And, by the way, you got to take into account that Secretary Luna, and these senior people, their lives are at risk. And, yeah, Interpol (sic) had got arrested, and his predecessor, both. But they're assassinating senior -- like the number-two guy in the FBI has been killed, two in a row. They just abducted some general down in -- what was it, Cancun, tortured him to death, along with his aide and his driver.

So, these are -- what you never hear said in this country is a sense of admiration for the courage and the leadership of the Mexican leadership, to include police and the army, and that they're -- they can penetrate these organizations. Not at will, the Mexican army and navy, by and large, have been pretty resistant. I personally think the three presidents in a row that we've talked about -- Zedillo, Fox and Calderon, are patriots and people of honor and integrity. But, their institutions are flawed, there's no two ways about it.

And that's in -- it's something I keep telling them. You know, it takes 15, 20 years to -- if you're a 19-year-old Mexican boy and you join the police force; you want your mother to be proud of you, you're enormously proud of your country and your flag, and its public image; and then you join a criminal organization when you join the Juarez Police Force. And you find out you've got to rent your pistol from your sergeant; and you find out that people are competing to be on the traffic squad because you can tow cars and sell them back to the owners.
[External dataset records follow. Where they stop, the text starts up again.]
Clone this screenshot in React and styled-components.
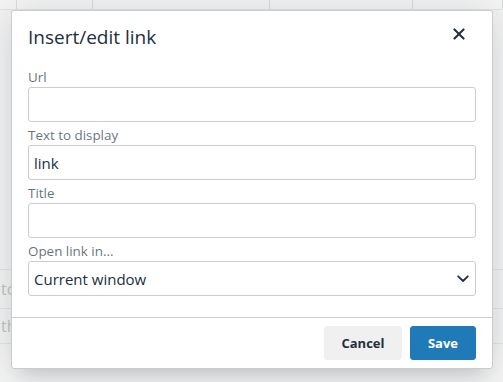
import React from "react";
import styled, { createGlobalStyle } from "styled-components";

const GlobalStyle = createGlobalStyle`
  html, body {
    margin: 0;
    padding: 0;
    background: #f3f3f3;
  }
  * {
    box-sizing: border-box;
  }
`;

const Backdrop = styled.div`
  position: relative;
  width: 503px;
  height: 382px;
  overflow: hidden;
  background: #f3f3f3;
  font-family: "Open Sans", "Noto Sans", sans-serif;
  display: flex;
  flex-direction: column;
`;

const TopRow = styled.div`
  display: flex;
  height: 10px;
  border-bottom: 1px solid #e4e4e4;
  background: #f6f6f6;
`;

const TopCell = styled.div`
  width: ${(p) => p.$width}px;
  flex: ${(p) => (p.$width ? "none" : 1)};
  border-right: 1px solid #dcdcdc;
`;

const Rows = styled.div`
  margin-top: 259px;
  display: flex;
  flex-direction: column;
`;

const Row = styled.div`
  height: ${(p) => p.$height}px;
  border-top: 1px solid #e2e2e2;
  display: flex;
  align-items: center;
  padding-left: 1px;
  font-size: 16px;
  color: #c2c2c2;
  white-space: nowrap;
`;

const Dialog = styled.div`
  position: absolute;
  left: 11px;
  top: 10px;
  width: 482px;
  background: #fff;
  border: 1px solid #cccccc;
  border-radius: 3px;
  box-shadow: 0 16px 16px -10px rgba(34, 47, 62, 0.15),
    0 0 40px 1px rgba(34, 47, 62, 0.15);
  display: flex;
  flex-direction: column;
  color: #222f3e;
`;

const Header = styled.div`
  display: flex;
  justify-content: space-between;
  align-items: flex-start;
  padding: 6px 16px 0 16px;
`;

const Title = styled.h1`
  margin: 7px 0 0 0;
  font-size: 19px;
  line-height: 26px;
  font-weight: 400;
  color: #222f3e;
`;

const CloseButton = styled.button`
  width: 34px;
  height: 34px;
  border: none;
  background: transparent;
  padding: 0;
  display: flex;
  align-items: center;
  justify-content: center;
  color: #222f3e;
  cursor: pointer;
`;

const Body = styled.div`
  padding: 17px 16px 17px 16px;
  display: flex;
  flex-direction: column;
`;

const Group = styled.div`
  display: flex;
  flex-direction: column;
  margin-bottom: 4px;
`;

const Label = styled.label`
  font-size: 13.4px;
  line-height: 19px;
  color: rgba(34, 47, 62, 0.7);
`;

const Field = styled.div`
  height: 35px;
  border: 1px solid #cccccc;
  border-radius: 3px;
  background: #fff;
  display: flex;
  align-items: center;
  padding: 0 6px 0 5px;
  font-size: 15px;
  color: #222f3e;
`;

const Value = styled.span`
  flex: 1;
`;

const Footer = styled.div`
  border-top: 1px solid #cccccc;
  padding: 8px 16px;
  display: flex;
  justify-content: flex-end;
  gap: 8px;
`;

const Button = styled.button`
  height: 34px;
  width: ${(p) => p.$width}px;
  border-radius: 3px;
  border: 1px solid ${(p) => (p.$primary ? "#207ab7" : "#f0f0f0")};
  background: ${(p) => (p.$primary ? "#207ab7" : "#f0f0f0")};
  color: ${(p) => (p.$primary ? "#fff" : "#222f3e")};
  font-family: "Open Sans", "Noto Sans", sans-serif;
  font-size: 13px;
  font-weight: 700;
  padding: 0;
  cursor: pointer;
`;

const CloseIcon = () => (
  <svg width="24" height="24" viewBox="0 0 24 24" fill="currentColor">
    <path d="M17.3 8.2L13.4 12l3.9 3.8a1 1 0 01-1.5 1.5L12 13.4l-3.8 3.9a1 1 0 01-1.5-1.5l3.9-3.8-3.9-3.8a1 1 0 011.5-1.5l3.8 3.9 3.8-3.9a1 1 0 011.5 1.5z" />
  </svg>
);

const Chevron = () => (
  <svg width="12" height="8" viewBox="0 0 12 8" fill="none">
    <path d="M1.2 1.3L6 6l4.8-4.7" stroke="#222f3e" strokeWidth="1.8" strokeLinecap="round" strokeLinejoin="round" />
  </svg>
);

const fields = [
  { label: "Url", value: "" },
  { label: "Text to display", value: "link" },
  { label: "Title", value: "" },
];

export default function App() {
  return (
    <>
      <GlobalStyle />
      <Backdrop>
        <TopRow>
          <TopCell $width={17} />
          <TopCell $width={76} />
          <TopCell $width={177} />
          <TopCell $width={143} />
          <TopCell />
        </TopRow>
        <Rows>
          <Row $height={39}>to</Row>
          <Row $height={35}>th</Row>
          <Row $height={30} />
        </Rows>

        <Dialog>
          <Header>
            <Title>Insert/edit link</Title>
            <CloseButton aria-label="Close">
              <CloseIcon />
            </CloseButton>
          </Header>
          <Body>
            {fields.map((f) => (
              <Group key={f.label}>
                <Label>{f.label}</Label>
                <Field>
                  <Value>{f.value}</Value>
                </Field>
              </Group>
            ))}
            <Group>
              <Label>Open link in...</Label>
              <Field>
                <Value>Current window</Value>
                <Chevron />
              </Field>
            </Group>
          </Body>
          <Footer>
            <Button $width={78}>Cancel</Button>
            <Button $width={66} $primary>
              Save
            </Button>
          </Footer>
        </Dialog>
      </Backdrop>
    </>
  );
}
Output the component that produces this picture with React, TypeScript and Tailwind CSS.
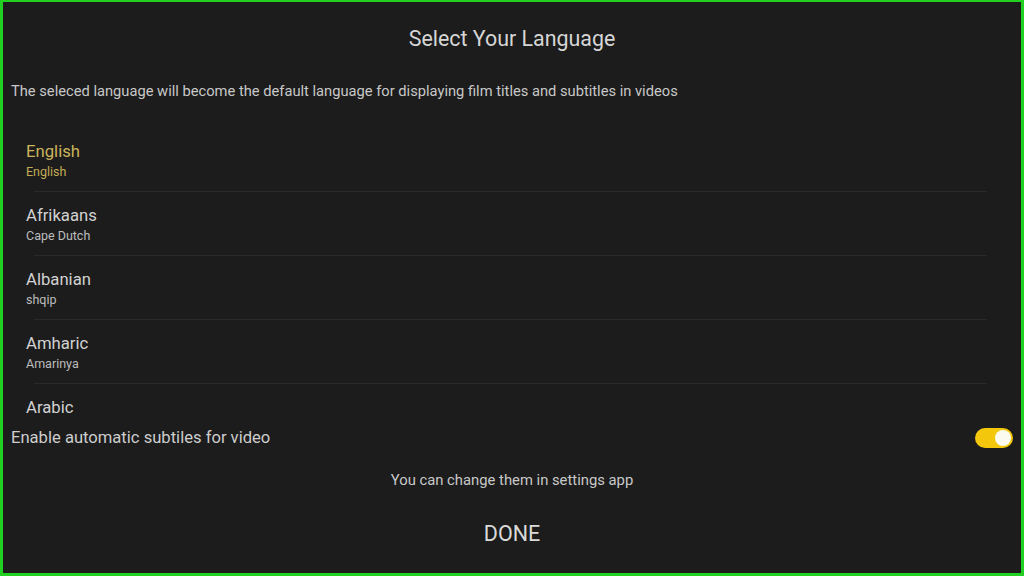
import { useState } from "react";

const languages = [
  { name: "English", native: "English" },
  { name: "Afrikaans", native: "Cape Dutch" },
  { name: "Albanian", native: "shqip" },
  { name: "Amharic", native: "Amarinya" },
  { name: "Arabic", native: "" },
];

function Toggle({ on, onChange }: { on: boolean; onChange: () => void }) {
  return (
    <button
      onClick={onChange}
      className={`w-[38px] h-[20px] rounded-full flex items-center px-[2px] ${on ? "bg-[#f2c70c] justify-end" : "bg-[#555] justify-start"}`}
    >
      <span className="w-[16px] h-[16px] rounded-full bg-[#fbfbf0]" />
    </button>
  );
}

export default function App() {
  const [selected, setSelected] = useState(0);
  const [auto, setAuto] = useState(true);

  return (
    <div
      className="w-[1024px] h-[576px] bg-[#1c1c1c] border-[3px] border-t-2 border-[#22d022] text-[#cfcfcf] flex flex-col overflow-hidden"
      style={{ fontFamily: "Roboto, 'Noto Sans', sans-serif" }}
    >
      <div className="pt-[23px] text-center text-[21.4px] leading-[28px] text-[#d6d6d6]">Select Your Language</div>
      <div className="mt-[28px] pl-2 text-[14.7px] leading-[20px] text-[#c8c8c8]">
        The seleced language will become the default language for displaying film titles and subtitles in videos
      </div>

      {/* language list */}
      <div className="mt-[27px] h-[292px] overflow-hidden">
        {languages.map((lang, i) => (
          <div key={lang.name} className="cursor-pointer" onClick={() => setSelected(i)}>
            <div className={`pl-[23px] pt-[14px] pb-[11px] ${i === selected ? "text-[#cbb45c]" : "text-[#d2d2d2]"}`}>
              <div className="text-[16.7px] leading-[20px]">{lang.name}</div>
              {lang.native && (
                <div className={`mt-[2px] text-[12.5px] leading-[16px] ${i === selected ? "text-[#c4ad55]" : "text-[#bdbdbd]"}`}>
                  {lang.native}
                </div>
              )}
            </div>
            {lang.native && <div className="ml-[31px] w-[953px] h-px bg-[#292929]" />}
          </div>
        ))}
      </div>

      <div className="mt-[3px] h-[30px] flex items-center justify-between pl-2 pr-2">
        <span className="text-[16.6px] leading-[20px] text-[#cdcdcd]">Enable automatic subtiles for video</span>
        <Toggle on={auto} onChange={() => setAuto(!auto)} />
      </div>

      <div className="mt-[17px] text-center text-[14.8px] leading-[20px] text-[#c8c8c8]">You can change them in settings app</div>
      <div className="mt-[30px] text-center text-[21.5px] leading-[28px] text-[#dadada]">DONE</div>
    </div>
  );
}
And we know, in our own institutions, that, you know -- you're 19, and you look around, and you're joining an organization like the FBI or the U.S. Marine Corps, and you get pulled into that value system. That's what Mexico is trying to do. But, they start with nice boys and girls that want to serve the Mexican people. They lack institutions worthy of defending them.

O'NEIL: I can attest to that. I actually bought my car back from a Mexican policeman -- (laughter) -- in Mexico City once. And it was only a hundred pesos, so it was a good deal. (Laughs.)

Let me just stay on your point, in terms of, sort of, increased lawlessness. And the point I was trying to make earlier, which holds in this case, is that law wasn't there before. It's not as if somehow in the last six years the law that was there has been undercut by drug money, by corruption, by these things. It wasn't there before.

Before, you had a judicial branch but it was controlled by the politicians. And they used it, really, as the carrot and the stick. If you with the PRI political party, and you did something wrong, and you would have been, you know, prosecuted in the courts, well, they would work it out for you.

And if you were an opponent of the political party, and you didn't do anything wrong, they could use the judicial branch, they could bring a case against you and intimidate you that way. And so, coming into the democracy they didn't have that system there already. They're trying to form that system. They're trying to create these institutions that Barry is talking about.

And, at the same time, they're being blindsided, hit on this side with all these drugs, and money, and people trying to manipulate and undermine any efforts they have at setting up a professional legal system. And so that's the big challenge that they have right now. And I think that's actually, for the long-term, for Mexico, the real fundamental challenge they face -- the most important one.

QUESTIONER: Jim Hoag (sp), from Foreign Affairs.

This is a question about the violence issue -- which is getting so serious that it's undermining the government. Now, as was mentioned by the General, a great deal of the hardware that's making it so violent is coming across our border. Last time I looked, I saw a figure of 7,000 gun shops along our southern border.

Governor Napolitano comes into office with a great deal of praise. My question is, what, practically -- if anything, can she do about this trade, as long as our gun culture in this country is really run by the NRA?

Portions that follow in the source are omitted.